Girls*Heart* Books: GHBT- 'The Peanut Butter Principles' by Eric Franklin Spotlight Tour

Saturday, December 20, 2014

GHBT- 'The Peanut Butter Principles' by Eric Franklin Spotlight Tour

Peanut Butter Principles: 47 Leadership Lessons Every Parent Should Teach Their Kids
By- Eric Franklin

In “Peanut Butter Principles: 47 Leadership Lessons Every Parent Should Teach Their Kids”, entrepreneur, speaker, author, management consultant and parent Eric Franklin has assembled a wealth of wisdom that has stuck with him like peanut butter sticks to the roof of your mouth. One by one, you can serve up spoonfuls of Peanut Butter Principles to the youth in your life and make a profound impact to help them grow into confident, intelligent, and successful adults and leaders who make good choices, build healthy relationships, and cultivate another generation of leaders.

And here is an Excerpt from Peanut Butter Principles: 47 Leadership Lessons Every Parent Should Teach Their Kids

10 |“The difference between a goal and a
dream is a deadline.”
For years, you would make a wish and blow out the candles on your birthday cake.
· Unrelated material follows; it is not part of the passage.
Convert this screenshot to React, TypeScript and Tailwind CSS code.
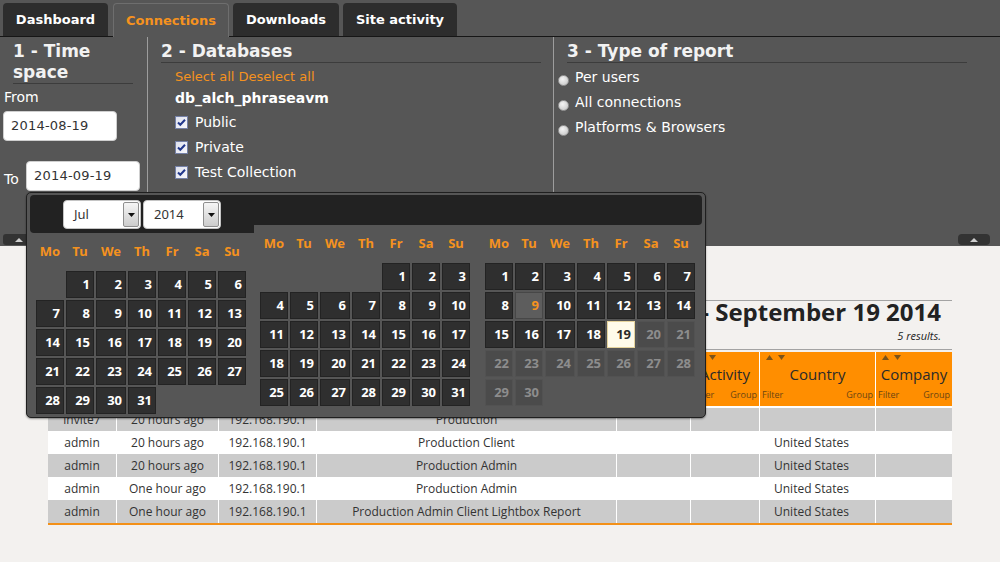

Do you remember any of those wishes? Were they important enough for you to do more than hope they came true?
It’s wonderful to dream, to open up your mind to possibilities. The problem is, too many people just let those exciting ideas dangle in the wind. They don’t grab hold and make a real effort to convert a wish into reality.
How many times have you started a statement with “Someday…”? Did “someday” ever come?
“Someday” is like Neverland. It’s out there somewhere, just out of reach. You can visualize what happens there. You lose weight, travel, write a book, pay off all your debt, eat healthier, stop smoking, buy a house, go back to school, move out of your parents’ house, and start your own, highly successful business. Wow! I want to live in “Someday”, too.
I know the only way to get to this magical place where dreams come true is to chart a course and timeline. Without such parameters, what you call a “goal” is really just a wish. You’re waiting for it to come true, when you should make it happen.

In particular, young people need to be able to understand that in order to achieve anything, they need a plan with a timeline attached to it. They have to commit to that plan and work it. If they falter along the way, don’t give up on the vision. Just adjust the plan. A big part of achieving a goal is motivation, commitment, and tenacity.

About the Author-
Eric Franklin, Entrepreneur and Author of  Peanut Butter Principles: 47 Leadership Lessons Every Parent  Should Teach Their Kids Eric Franklin had his first taste of leadership during a summer job when at age 16, he was appointed supervisor to over 200 peer employees at his local amusement park. He has been on a mentoring roller coaster ride ever since. Although Eric has held a multitude of distinguished positions over the years and is currently CEO/owner of several successful businesses that operate across the U.S., his core values are as basic to the soul as a peanut butter sandwich is to a hungry appetite.
Eric's formal education has earned him a Bachelor's degree in biology from Hampton University and a Master's in procurement and acquisitions from Webster University. His family and community have been the most influential in imparting upon him the character traits that have enabled him to be so successful.
When Eric isn't busy with writing, business coaching and running several businesses, his ideal scenario for a day would be he, his wife and 3 kids, eating fresh seafood on a tropical island, with of course,the family dog and cat close at hand. An accomplished musician, Eric would end the day by playing a few of his favorite music selections on the piano. Eric also enjoys the simple things in life, like peanut butter.
Eric is a staunch advocate for STEM (Science Technology, Engineering and Math) education and serves on the Southern Maryland Higher Education Council. However, Eric is concerned that with the increased technical proficiency of our students, basic character and life principles are not being taught. He sought to develop resources would be embraced by parents and other mentors and shared with the young people in their lives to ensure a firm foundation for the next generation of great leaders.